** Start MATERIAL **

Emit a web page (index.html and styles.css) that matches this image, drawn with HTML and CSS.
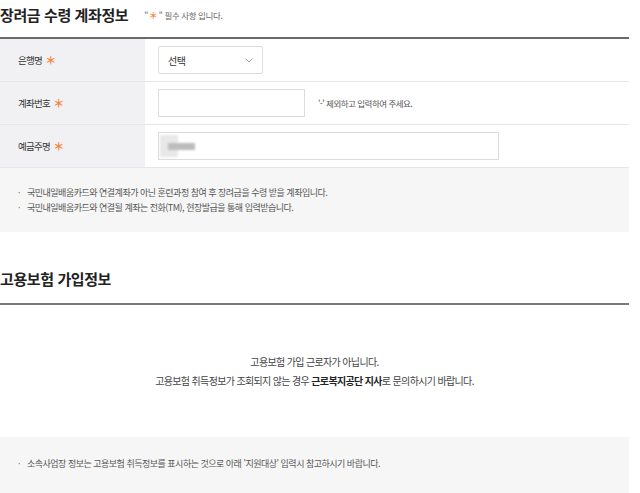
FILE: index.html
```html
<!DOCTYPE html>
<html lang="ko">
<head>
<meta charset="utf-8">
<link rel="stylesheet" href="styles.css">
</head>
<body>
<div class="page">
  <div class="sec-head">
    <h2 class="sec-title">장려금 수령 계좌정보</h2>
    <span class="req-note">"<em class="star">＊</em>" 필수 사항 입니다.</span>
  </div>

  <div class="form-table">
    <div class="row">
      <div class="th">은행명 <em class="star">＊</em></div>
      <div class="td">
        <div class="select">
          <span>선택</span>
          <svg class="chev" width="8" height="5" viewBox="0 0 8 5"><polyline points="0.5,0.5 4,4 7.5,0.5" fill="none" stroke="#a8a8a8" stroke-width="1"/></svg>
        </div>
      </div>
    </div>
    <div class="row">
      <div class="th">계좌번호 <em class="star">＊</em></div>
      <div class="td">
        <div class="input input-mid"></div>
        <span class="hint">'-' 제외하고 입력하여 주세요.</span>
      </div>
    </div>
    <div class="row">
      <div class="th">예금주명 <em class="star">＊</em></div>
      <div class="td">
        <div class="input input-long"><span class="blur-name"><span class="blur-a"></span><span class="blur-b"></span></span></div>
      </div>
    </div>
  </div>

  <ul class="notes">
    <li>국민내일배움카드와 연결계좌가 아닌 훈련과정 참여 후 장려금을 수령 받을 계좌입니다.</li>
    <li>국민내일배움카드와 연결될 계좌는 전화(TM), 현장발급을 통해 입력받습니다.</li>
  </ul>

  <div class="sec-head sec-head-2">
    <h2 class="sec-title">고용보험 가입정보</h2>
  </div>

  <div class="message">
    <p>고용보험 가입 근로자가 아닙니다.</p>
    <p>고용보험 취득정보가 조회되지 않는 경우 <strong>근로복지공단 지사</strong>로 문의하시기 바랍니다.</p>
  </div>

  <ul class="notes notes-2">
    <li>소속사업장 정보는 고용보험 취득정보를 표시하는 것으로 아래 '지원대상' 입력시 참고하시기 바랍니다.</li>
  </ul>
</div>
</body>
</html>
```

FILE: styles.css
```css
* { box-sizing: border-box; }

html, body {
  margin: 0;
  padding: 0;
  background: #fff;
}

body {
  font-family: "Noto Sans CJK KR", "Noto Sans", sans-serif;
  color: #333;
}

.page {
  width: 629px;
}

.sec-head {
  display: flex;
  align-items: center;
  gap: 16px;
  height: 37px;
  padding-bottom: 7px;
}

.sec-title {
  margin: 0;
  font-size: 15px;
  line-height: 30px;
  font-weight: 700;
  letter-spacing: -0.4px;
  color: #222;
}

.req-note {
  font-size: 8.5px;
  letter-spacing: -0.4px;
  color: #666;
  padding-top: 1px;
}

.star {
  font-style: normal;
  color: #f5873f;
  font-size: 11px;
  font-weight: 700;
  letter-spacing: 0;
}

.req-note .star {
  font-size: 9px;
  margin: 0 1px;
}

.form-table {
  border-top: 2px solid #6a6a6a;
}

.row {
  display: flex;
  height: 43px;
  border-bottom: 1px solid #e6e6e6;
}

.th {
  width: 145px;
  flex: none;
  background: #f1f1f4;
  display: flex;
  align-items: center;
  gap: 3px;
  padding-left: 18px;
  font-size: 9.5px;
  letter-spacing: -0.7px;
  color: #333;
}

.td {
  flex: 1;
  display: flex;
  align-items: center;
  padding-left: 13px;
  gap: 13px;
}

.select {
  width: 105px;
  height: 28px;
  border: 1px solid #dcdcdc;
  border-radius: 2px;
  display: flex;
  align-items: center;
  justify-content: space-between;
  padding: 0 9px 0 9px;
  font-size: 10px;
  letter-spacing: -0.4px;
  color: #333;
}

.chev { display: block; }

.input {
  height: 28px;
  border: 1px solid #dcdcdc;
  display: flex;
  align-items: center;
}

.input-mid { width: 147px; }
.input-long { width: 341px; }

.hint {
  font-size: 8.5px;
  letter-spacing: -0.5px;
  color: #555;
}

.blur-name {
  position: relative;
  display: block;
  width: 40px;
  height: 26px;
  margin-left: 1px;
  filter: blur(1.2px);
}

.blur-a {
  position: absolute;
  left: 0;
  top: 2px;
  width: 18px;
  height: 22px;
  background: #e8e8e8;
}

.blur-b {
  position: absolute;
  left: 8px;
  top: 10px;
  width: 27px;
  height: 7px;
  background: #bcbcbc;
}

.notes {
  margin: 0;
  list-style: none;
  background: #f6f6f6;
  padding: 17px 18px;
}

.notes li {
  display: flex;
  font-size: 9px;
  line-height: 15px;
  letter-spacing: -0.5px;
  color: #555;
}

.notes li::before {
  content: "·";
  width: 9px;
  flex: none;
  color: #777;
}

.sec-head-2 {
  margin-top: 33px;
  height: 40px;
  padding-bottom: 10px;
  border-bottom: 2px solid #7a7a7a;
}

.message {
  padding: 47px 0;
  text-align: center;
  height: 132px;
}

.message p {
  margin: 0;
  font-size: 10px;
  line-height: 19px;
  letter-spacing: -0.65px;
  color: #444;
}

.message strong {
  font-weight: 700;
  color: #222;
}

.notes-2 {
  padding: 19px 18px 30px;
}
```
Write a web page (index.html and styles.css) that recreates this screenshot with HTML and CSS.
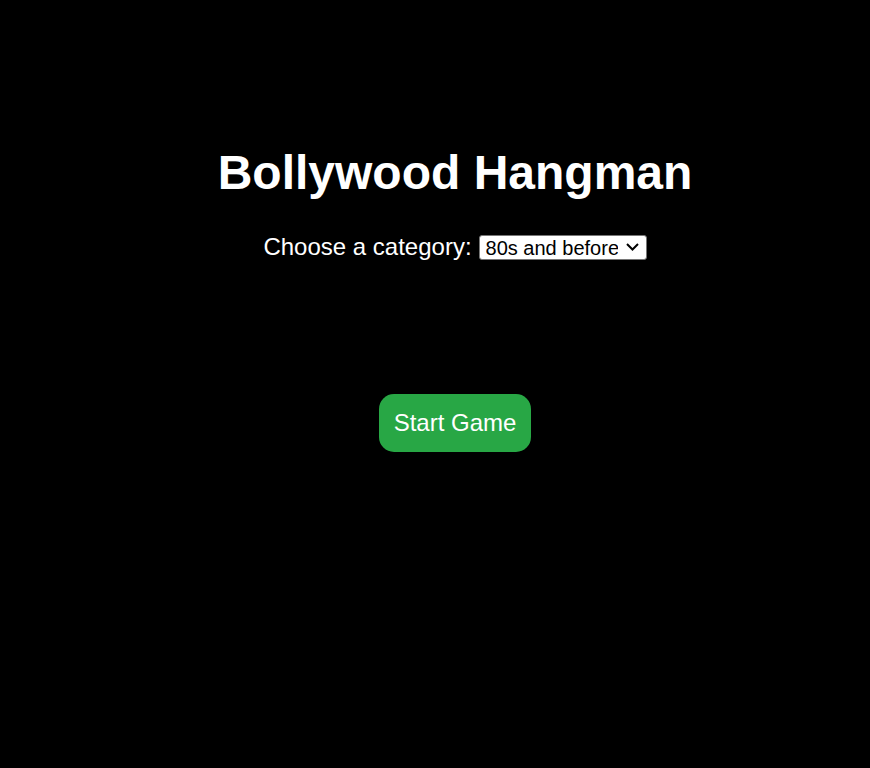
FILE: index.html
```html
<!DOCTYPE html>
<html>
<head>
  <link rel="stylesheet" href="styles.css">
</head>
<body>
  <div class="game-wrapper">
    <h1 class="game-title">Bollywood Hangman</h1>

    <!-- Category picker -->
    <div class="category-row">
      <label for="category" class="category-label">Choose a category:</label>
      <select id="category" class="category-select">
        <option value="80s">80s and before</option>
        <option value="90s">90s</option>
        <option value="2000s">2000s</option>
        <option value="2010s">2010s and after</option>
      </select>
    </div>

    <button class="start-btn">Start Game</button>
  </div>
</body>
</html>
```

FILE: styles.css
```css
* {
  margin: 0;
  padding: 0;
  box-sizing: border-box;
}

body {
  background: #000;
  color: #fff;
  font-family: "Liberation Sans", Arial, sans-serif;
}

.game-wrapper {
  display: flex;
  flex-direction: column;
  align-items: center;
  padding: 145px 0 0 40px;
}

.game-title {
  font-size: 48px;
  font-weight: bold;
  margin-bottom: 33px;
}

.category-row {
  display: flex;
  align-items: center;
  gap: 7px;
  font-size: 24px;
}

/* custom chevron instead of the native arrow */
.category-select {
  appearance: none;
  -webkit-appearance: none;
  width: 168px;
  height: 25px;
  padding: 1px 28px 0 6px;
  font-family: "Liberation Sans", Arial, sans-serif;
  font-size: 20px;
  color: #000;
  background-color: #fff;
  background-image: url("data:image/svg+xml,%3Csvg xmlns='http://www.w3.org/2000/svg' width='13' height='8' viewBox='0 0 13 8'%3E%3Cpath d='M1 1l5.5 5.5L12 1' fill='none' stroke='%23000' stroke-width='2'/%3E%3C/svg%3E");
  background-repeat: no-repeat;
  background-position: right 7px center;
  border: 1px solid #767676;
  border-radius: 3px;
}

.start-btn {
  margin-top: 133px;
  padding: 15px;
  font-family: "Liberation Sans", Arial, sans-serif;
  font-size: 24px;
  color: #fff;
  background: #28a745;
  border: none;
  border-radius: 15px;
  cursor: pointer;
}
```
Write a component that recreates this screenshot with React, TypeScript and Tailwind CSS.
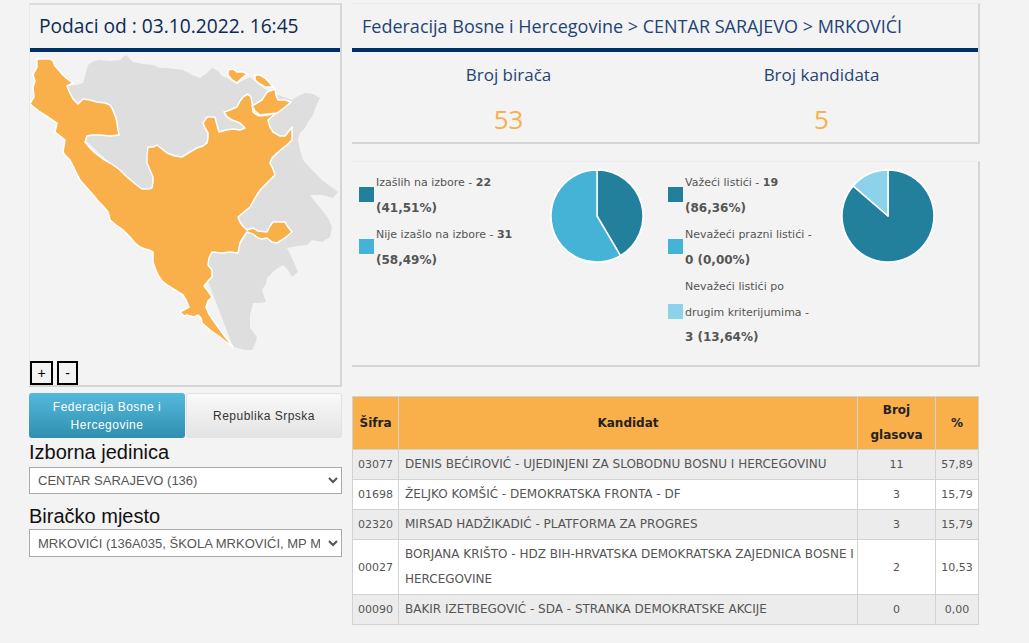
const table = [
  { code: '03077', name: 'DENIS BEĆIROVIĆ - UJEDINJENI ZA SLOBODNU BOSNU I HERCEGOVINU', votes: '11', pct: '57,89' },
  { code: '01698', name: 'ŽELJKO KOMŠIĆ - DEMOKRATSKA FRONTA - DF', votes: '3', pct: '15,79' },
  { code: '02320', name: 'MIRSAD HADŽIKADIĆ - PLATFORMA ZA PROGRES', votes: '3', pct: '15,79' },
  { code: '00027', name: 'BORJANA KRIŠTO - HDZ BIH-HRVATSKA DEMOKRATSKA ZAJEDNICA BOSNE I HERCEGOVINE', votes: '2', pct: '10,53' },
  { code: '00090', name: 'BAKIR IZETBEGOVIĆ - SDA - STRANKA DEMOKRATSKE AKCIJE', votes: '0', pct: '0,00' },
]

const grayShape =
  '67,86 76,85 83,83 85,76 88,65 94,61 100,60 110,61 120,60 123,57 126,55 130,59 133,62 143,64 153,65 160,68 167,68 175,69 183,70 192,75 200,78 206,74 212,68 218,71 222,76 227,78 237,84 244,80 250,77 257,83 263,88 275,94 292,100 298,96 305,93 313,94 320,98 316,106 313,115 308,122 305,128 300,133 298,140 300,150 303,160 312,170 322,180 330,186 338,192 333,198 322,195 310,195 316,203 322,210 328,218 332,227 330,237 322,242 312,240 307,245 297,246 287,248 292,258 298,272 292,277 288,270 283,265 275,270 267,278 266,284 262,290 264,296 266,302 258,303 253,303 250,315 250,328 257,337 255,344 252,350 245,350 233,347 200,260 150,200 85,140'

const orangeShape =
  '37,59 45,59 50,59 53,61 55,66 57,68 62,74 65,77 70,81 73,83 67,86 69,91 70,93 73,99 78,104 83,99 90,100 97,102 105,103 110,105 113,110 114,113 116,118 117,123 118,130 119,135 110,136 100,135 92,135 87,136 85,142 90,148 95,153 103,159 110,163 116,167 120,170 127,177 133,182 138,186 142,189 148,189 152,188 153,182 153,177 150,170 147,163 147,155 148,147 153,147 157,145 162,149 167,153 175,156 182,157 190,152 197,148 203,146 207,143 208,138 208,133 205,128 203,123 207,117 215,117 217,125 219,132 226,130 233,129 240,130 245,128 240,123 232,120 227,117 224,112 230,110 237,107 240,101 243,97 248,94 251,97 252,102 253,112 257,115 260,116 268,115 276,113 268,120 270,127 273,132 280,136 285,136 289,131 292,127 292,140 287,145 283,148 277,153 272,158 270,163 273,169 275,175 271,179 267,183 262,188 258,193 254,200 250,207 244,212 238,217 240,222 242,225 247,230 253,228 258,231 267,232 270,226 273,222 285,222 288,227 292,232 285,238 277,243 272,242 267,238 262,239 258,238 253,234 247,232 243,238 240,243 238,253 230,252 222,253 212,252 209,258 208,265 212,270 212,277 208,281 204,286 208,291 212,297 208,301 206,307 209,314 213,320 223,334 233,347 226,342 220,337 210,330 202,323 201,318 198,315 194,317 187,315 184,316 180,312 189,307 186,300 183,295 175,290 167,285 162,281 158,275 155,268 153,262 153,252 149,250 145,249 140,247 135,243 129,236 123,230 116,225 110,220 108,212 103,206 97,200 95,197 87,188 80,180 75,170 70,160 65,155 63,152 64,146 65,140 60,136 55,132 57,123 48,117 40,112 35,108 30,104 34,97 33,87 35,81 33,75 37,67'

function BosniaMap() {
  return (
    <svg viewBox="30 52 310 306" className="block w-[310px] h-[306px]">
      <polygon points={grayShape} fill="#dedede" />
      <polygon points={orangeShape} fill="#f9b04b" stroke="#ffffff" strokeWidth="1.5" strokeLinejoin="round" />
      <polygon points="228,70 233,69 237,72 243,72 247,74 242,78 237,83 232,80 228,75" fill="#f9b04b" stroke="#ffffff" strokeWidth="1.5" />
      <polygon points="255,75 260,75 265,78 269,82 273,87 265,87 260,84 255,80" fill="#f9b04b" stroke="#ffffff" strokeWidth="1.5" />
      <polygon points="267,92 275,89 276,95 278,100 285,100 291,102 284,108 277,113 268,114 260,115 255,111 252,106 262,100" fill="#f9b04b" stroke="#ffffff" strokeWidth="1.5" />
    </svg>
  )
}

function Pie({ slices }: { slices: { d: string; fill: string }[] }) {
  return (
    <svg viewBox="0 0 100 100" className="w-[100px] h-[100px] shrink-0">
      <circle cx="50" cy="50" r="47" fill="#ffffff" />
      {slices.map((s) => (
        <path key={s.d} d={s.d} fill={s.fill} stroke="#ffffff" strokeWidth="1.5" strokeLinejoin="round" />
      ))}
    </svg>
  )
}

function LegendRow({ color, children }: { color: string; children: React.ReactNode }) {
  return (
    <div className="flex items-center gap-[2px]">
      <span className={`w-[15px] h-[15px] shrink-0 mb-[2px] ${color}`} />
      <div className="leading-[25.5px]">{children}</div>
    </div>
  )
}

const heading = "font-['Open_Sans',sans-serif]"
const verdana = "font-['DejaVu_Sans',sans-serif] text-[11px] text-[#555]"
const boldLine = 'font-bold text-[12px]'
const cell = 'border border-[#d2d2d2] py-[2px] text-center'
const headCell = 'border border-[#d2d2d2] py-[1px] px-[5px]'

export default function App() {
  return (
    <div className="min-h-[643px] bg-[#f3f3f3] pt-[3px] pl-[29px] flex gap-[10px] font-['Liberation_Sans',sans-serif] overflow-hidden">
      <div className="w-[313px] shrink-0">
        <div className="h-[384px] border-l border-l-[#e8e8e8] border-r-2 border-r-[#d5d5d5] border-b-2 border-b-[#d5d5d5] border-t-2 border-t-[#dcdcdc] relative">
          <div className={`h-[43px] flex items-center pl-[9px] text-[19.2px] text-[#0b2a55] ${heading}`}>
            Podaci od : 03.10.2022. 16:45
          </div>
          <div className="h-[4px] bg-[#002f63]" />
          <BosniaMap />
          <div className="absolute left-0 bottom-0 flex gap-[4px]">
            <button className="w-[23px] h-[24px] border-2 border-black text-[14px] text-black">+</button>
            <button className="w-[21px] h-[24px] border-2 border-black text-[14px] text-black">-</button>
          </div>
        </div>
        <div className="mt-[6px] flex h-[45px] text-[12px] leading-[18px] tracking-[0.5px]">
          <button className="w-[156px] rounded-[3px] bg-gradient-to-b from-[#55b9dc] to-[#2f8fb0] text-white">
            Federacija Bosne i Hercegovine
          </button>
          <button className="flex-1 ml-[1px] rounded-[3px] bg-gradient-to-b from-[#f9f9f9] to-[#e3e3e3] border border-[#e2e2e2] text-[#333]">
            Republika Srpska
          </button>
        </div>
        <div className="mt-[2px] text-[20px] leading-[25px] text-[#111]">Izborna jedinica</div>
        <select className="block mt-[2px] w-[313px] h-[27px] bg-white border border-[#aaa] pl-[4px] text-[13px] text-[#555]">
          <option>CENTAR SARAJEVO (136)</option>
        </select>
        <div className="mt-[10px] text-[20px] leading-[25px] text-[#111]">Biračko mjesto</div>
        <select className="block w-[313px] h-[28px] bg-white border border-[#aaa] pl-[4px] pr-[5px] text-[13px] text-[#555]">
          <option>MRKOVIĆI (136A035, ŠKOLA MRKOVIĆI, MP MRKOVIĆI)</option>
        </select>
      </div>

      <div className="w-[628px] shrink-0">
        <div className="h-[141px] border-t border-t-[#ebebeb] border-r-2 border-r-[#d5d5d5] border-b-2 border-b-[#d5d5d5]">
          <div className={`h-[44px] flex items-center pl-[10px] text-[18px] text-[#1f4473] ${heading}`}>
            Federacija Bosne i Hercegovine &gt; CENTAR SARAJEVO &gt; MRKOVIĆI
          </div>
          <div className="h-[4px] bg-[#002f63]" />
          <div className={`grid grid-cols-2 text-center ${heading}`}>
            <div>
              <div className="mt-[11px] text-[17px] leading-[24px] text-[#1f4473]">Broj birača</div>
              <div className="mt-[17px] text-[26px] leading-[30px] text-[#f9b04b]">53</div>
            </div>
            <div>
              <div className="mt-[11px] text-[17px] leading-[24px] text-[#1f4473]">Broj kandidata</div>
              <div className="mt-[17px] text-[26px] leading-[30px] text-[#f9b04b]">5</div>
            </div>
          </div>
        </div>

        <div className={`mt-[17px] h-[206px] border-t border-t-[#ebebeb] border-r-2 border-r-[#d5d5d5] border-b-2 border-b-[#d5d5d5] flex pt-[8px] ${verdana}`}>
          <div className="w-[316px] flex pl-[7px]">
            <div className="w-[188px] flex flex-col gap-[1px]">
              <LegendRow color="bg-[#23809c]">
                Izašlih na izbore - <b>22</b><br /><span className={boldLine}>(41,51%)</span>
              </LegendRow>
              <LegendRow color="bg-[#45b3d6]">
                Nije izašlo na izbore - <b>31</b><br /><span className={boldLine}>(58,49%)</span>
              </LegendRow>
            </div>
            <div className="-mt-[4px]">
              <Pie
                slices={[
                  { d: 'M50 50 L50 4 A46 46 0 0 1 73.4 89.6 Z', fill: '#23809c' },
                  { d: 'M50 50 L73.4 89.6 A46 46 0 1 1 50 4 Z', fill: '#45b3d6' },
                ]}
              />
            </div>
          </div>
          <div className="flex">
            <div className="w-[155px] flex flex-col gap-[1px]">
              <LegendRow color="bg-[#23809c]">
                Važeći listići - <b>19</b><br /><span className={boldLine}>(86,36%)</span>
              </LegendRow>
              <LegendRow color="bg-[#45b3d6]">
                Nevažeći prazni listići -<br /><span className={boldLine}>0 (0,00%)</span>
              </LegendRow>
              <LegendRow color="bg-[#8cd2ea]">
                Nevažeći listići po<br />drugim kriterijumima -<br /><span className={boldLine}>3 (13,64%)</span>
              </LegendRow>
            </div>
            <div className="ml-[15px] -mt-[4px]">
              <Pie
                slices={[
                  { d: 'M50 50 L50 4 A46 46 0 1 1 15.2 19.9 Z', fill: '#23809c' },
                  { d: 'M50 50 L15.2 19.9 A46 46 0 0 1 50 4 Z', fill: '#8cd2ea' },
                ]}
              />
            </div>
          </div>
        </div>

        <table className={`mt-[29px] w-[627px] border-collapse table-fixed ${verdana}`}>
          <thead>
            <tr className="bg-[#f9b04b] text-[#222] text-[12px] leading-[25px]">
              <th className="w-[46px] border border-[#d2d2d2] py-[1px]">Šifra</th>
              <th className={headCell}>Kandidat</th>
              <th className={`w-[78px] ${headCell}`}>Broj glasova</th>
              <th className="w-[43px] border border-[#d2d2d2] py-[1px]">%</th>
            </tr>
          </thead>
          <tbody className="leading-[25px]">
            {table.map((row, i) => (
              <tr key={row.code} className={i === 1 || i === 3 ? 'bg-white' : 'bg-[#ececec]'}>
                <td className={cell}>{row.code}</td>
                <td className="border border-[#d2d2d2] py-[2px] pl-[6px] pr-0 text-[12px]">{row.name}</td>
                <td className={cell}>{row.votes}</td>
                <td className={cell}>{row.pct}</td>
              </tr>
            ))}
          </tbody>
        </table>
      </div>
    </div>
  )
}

** End MATERIAL **

# TASK TO COMPLETE
Identify all lines in the records above with the word "index".

# SOLUTION FOR THIS TASK
Emit a web page (index.html and styles.css) that matches this image, drawn with HTML and CSS.
FILE: index.html
Write a web page (index.html and styles.css) that recreates this screenshot with HTML and CSS.
FILE: index.html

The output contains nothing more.